The characteristics and efficiency of energy use as a vital input in U.S. agriculture. American agriculture relies on non-renewable sources of energy that are consumed both on and off the farm to provide production inputs. Conservation of energy is a major concern and has been moderately successful. Agriculture also produces renewable energy such as bio-fuels that are used both on and off the farm.

Fundamentals of Energy Use

Energy is a vital input for agricultural production systems in America, as it is in all industrialized countries. With current practices, farms import and use large amounts of non-renewable energy in farming operations. The provision of agricultural transportation, the support of farm families, and on-farm processing of agricultural commodities consume additional large quantities of energy.

The non-renewable forms of energy include the energy commodities derived from crude oil, natural gas, coal and nuclear. Those energy commodities include gasoline, diesel fuel, LP gas, natural gas, electricity, fuel oil and lubricants. A small portion of agricultural energy consumption currently consists of renewable energy commodities. Energy commodities derived from renewable energy sources include hydro, photovoltaic, and wind generated electricity, wood and other biomass, alcohol from biomass or wastes, and vegetable oils.

Agricultural production uses energy both as direct energy in the form of energy commodities used on the farm and as indirect energy. Indirect energy is the energy expended off the farm that enables the provision of inputs used on the farm for agricultural production. This includes energy required for consumable inputs, such as fertilizers, pesticides, packaging materials, small tools, labor and veterinary supplies. Indirect energy also includes energy used for capitalized inputs, such as machinery, buildings, irrigation systems and land improvements. Indirect energy consumption for agricultural production in the U.S. is the hidden energy input that tends to be overlooked or inadequately accounted for. Indirect energy consumed for American agricultural production is about twice the direct energy consumed.

In addition to the energy used for agricultural production, rural America also consumes energy for forestry, fisheries and farm homes.
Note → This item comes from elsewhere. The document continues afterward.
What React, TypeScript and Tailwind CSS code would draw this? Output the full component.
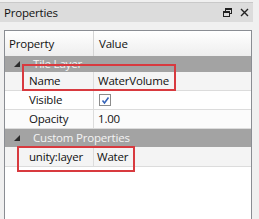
const font = { fontFamily: '"Open Sans", "Noto Sans", sans-serif' };

function GroupRow({ label, h }: { label: string; h: string }) {
  return (
    <div className={`flex items-center bg-[#a3a3a3] text-[#f4f4f4] text-[11.5px] tracking-[-0.2px] ${h}`}>
      <svg width="6" height="6" viewBox="0 0 6 6" className="ml-[9px] mr-[13px]">
        <polygon points="6,0 6,6 0,6" fill="#2b2b2b" />
      </svg>
      <span>{label}</span>
    </div>
  );
}

function PropRow({ name, bg, children }: { name: string; bg: string; children: React.ReactNode }) {
  return (
    <div className={`flex h-[19px] border-b border-[#dcdcdc] text-[11.5px] tracking-[-0.2px] text-[#111] ${bg}`}>
      <div className="w-[89px] pl-[24px] flex items-center border-r border-[#dcdcdc]">{name}</div>
      <div className="flex-1 pl-[4px] flex items-center">{children}</div>
    </div>
  );
}

export default function App() {
  return (
    <div className="relative w-[259px] h-[219px] bg-[#f0f0f0] overflow-hidden flex flex-col" style={font}>
      <div className="h-[3px] border-b border-[#c9c9c9] w-[253px]" />
      <div className="h-[19px] w-[253px] bg-[#dcdcdc] flex items-center pl-[4px] pr-[2px] text-[11.5px] tracking-[-0.2px] text-[#111]">
        <span className="flex-1">Properties</span>
        <svg width="9" height="9" viewBox="0 0 9 9" className="mr-[8px]">
          <rect x="2.5" y="0.5" width="6" height="5" fill="none" stroke="#222" />
          <rect x="2" y="0" width="7" height="2" fill="#222" />
          <rect x="0.5" y="3.5" width="6" height="5" fill="#dcdcdc" stroke="#222" />
          <rect x="0" y="3" width="7" height="2" fill="#222" />
        </svg>
        <svg width="9" height="9" viewBox="0 0 9 9" className="mr-[2px]">
          <path d="M1 1 L8 8 M8 1 L1 8" stroke="#222" strokeWidth="1.4" />
        </svg>
      </div>
      <div className="h-[8px]" />
      <div className="ml-[4px] w-[248px] flex-1 bg-white border border-b-0 border-[#8a8d93] flex flex-col">
        <div className="flex h-[25px] bg-gradient-to-b from-white to-[#eeeeee] text-[11.5px] tracking-[-0.2px] text-[#111]">
          <div className="w-[89px] pl-[4px] flex items-center border-r border-[#d5d5d5]">Property</div>
          <div className="flex-1 pl-[5px] flex items-center">Value</div>
        </div>
        <GroupRow label="Tile Layer" h="h-[16px]" />
        <PropRow name="Name" bg="bg-[#f4f4f4]">WaterVolume</PropRow>
        <PropRow name="Visible" bg="bg-white">
          <span className="ml-[1px] w-[12px] h-[12px] border border-[#8c8c8c] bg-white flex items-center justify-center">
            <svg width="9" height="9" viewBox="0 0 9 9">
              <path d="M1.5 4.5 L3.5 7 L7.5 1.5" fill="none" stroke="#3563b8" strokeWidth="1.6" />
            </svg>
          </span>
        </PropRow>
        <PropRow name="Opacity" bg="bg-[#fbfbfb]">1.00</PropRow>
        <GroupRow label="Custom Properties" h="h-[18px]" />
        <div className="flex h-[20px] border-b border-[#dcdcdc] text-[11.5px] tracking-[-0.2px] text-[#111] bg-[#f4f4f4]">
          <div className="w-[89px] pl-[24px] flex items-center border-r border-[#dcdcdc]">unity:layer</div>
          <div className="flex-1 pl-[3px] flex items-center">Water</div>
        </div>
      </div>
      <div className="absolute left-[22px] top-[64px] w-[154px] h-[27px] border-2 border-[#d83a3f]" />
      <div className="absolute left-[17px] top-[146px] w-[118px] h-[26px] border-2 border-[#d83a3f]" />
    </div>
  );
}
Energy consumed in the home is largely supporting final consumption as opposed to agricultural production. But some of the energy consumed in the farm home supports agricultural production by enabling the farmer and farm family to work in agricultural production. That is labor energy input for agriculture.

Costs

The costs of energy are an important, although not the largest, component of total costs of agricultural products. Energy costs increased sharply in 1973-1974 and in 1979-1980 due to the OPEC cartel’s actions. These increased costs have prompted many and diverse efforts to conserve energy in agricultural production. Public funds supported research to conserve energy and to develop renewable energy sources, educational programs disseminated information on conservation practices to farmers, and some conservation practices were adopted by farmers. Also, as American industry became more energy efficient, the energy required to provide some of the inputs to production agriculture was reduced. American agriculture became more energy efficient. From the early 1980s, however, energy prices have generally moderated until the increases of the most recent several years, so that inflation-adjusted prices of much agricultural energy today are about what they were before the energy crisis. As non-renewable energy sources are consumed, energy costs will likely continue to rise, leading to a renewed emphasis on rural energy conservation. Finally, another “cost” of energy is the environmental effects of energy consumption, including increased global warming and carbon emissions.

Energy, both that used directly on farms and that used indirectly to supply agricultural inputs, is critical for our industrialized agricultural system to function. Historically, until the energy crisis, energy had been cheap and was used liberally. Our agricultural system evolved based on the historic relative costs of numerous inputs, including energy. The infrastructure supporting agriculture has developed similarly. It would be very costly and difficult to replace or extensively modify that infrastructure and the capital investments in farm equipment, buildings, irrigation systems and such.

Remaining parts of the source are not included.